Dataset section -
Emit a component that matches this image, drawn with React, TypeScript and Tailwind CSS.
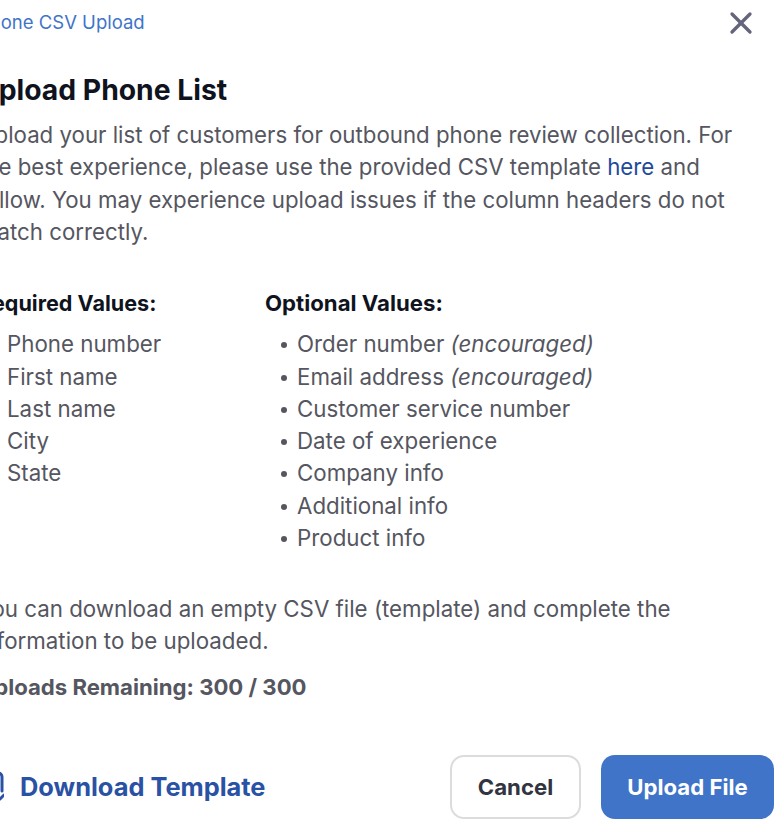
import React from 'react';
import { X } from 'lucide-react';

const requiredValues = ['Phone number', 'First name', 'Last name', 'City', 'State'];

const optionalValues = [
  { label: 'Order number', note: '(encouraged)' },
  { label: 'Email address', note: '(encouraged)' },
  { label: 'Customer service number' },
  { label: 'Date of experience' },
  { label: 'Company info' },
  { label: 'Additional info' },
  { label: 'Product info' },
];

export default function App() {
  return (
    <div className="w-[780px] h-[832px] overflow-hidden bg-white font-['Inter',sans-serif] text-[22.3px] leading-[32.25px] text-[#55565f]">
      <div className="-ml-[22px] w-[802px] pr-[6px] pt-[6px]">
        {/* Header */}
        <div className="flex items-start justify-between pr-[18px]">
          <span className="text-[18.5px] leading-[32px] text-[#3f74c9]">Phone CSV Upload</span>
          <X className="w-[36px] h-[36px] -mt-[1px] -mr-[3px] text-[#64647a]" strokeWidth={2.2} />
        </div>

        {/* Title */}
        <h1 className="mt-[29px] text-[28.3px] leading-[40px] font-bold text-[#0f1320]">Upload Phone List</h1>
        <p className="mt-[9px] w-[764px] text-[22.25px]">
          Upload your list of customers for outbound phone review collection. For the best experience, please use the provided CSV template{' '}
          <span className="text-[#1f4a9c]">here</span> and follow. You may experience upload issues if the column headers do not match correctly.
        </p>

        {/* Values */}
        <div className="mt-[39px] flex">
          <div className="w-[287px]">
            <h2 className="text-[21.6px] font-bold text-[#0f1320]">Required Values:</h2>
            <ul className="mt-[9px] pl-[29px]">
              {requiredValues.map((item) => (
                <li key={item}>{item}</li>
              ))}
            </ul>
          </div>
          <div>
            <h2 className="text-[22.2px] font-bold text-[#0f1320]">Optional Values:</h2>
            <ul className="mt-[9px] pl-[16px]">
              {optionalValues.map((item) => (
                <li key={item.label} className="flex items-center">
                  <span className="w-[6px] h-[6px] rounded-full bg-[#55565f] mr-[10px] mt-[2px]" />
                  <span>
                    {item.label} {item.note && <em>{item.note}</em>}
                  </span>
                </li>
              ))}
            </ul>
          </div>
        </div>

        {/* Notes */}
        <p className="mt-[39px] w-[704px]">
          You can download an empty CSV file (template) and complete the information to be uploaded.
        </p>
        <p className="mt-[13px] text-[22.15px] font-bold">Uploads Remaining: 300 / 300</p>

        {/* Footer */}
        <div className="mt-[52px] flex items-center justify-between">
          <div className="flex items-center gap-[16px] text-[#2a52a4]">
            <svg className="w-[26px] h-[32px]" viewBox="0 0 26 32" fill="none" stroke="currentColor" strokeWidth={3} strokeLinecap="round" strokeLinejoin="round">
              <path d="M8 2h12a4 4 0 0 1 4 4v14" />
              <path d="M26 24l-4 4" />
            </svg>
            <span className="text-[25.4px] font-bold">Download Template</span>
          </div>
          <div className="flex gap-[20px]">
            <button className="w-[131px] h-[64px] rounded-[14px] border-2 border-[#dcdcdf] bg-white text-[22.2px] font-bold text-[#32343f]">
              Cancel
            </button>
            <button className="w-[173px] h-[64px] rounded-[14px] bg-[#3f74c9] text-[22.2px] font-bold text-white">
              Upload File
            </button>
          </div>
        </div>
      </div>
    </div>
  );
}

Goal -
Copy the data exactly. Any picture it contains is to be omitted.

Solved exercise -
Emit a component that matches this image, drawn with React, TypeScript and Tailwind CSS.
import React from 'react';
import { X } from 'lucide-react';

const requiredValues = ['Phone number', 'First name', 'Last name', 'City', 'State'];

const optionalValues = [
  { label: 'Order number', note: '(encouraged)' },
  { label: 'Email address', note: '(encouraged)' },
  { label: 'Customer service number' },
  { label: 'Date of experience' },
  { label: 'Company info' },
  { label: 'Additional info' },
  { label: 'Product info' },
];

export default function App() {
  return (
    <div className="w-[780px] h-[832px] overflow-hidden bg-white font-['Inter',sans-serif] text-[22.3px] leading-[32.25px] text-[#55565f]">
      <div className="-ml-[22px] w-[802px] pr-[6px] pt-[6px]">
        {/* Header */}
        <div className="flex items-start justify-between pr-[18px]">
          <span className="text-[18.5px] leading-[32px] text-[#3f74c9]">Phone CSV Upload</span>
          <X className="w-[36px] h-[36px] -mt-[1px] -mr-[3px] text-[#64647a]" strokeWidth={2.2} />
        </div>

        {/* Title */}
        <h1 className="mt-[29px] text-[28.3px] leading-[40px] font-bold text-[#0f1320]">Upload Phone List</h1>
        <p className="mt-[9px] w-[764px] text-[22.25px]">
          Upload your list of customers for outbound phone review collection. For the best experience, please use the provided CSV template{' '}
          <span className="text-[#1f4a9c]">here</span> and follow. You may experience upload issues if the column headers do not match correctly.
        </p>

        {/* Values */}
        <div className="mt-[39px] flex">
          <div className="w-[287px]">
            <h2 className="text-[21.6px] font-bold text-[#0f1320]">Required Values:</h2>
            <ul className="mt-[9px] pl-[29px]">
              {requiredValues.map((item) => (
                <li key={item}>{item}</li>
              ))}
            </ul>
          </div>
          <div>
            <h2 className="text-[22.2px] font-bold text-[#0f1320]">Optional Values:</h2>
            <ul className="mt-[9px] pl-[16px]">
              {optionalValues.map((item) => (
                <li key={item.label} className="flex items-center">
                  <span className="w-[6px] h-[6px] rounded-full bg-[#55565f] mr-[10px] mt-[2px]" />
                  <span>
                    {item.label} {item.note && <em>{item.note}</em>}
                  </span>
                </li>
              ))}
            </ul>
          </div>
        </div>

        {/* Notes */}
        <p className="mt-[39px] w-[704px]">
          You can download an empty CSV file (template) and complete the information to be uploaded.
        </p>
        <p className="mt-[13px] text-[22.15px] font-bold">Uploads Remaining: 300 / 300</p>

        {/* Footer */}
        <div className="mt-[52px] flex items-center justify-between">
          <div className="flex items-center gap-[16px] text-[#2a52a4]">
            <svg className="w-[26px] h-[32px]" viewBox="0 0 26 32" fill="none" stroke="currentColor" strokeWidth={3} strokeLinecap="round" strokeLinejoin="round">
              <path d="M8 2h12a4 4 0 0 1 4 4v14" />
              <path d="M26 24l-4 4" />
            </svg>
            <span className="text-[25.4px] font-bold">Download Template</span>
          </div>
          <div className="flex gap-[20px]">
            <button className="w-[131px] h-[64px] rounded-[14px] border-2 border-[#dcdcdf] bg-white text-[22.2px] font-bold text-[#32343f]">
              Cancel
            </button>
            <button className="w-[173px] h-[64px] rounded-[14px] bg-[#3f74c9] text-[22.2px] font-bold text-white">
              Upload File
            </button>
          </div>
        </div>
      </div>
    </div>
  );
}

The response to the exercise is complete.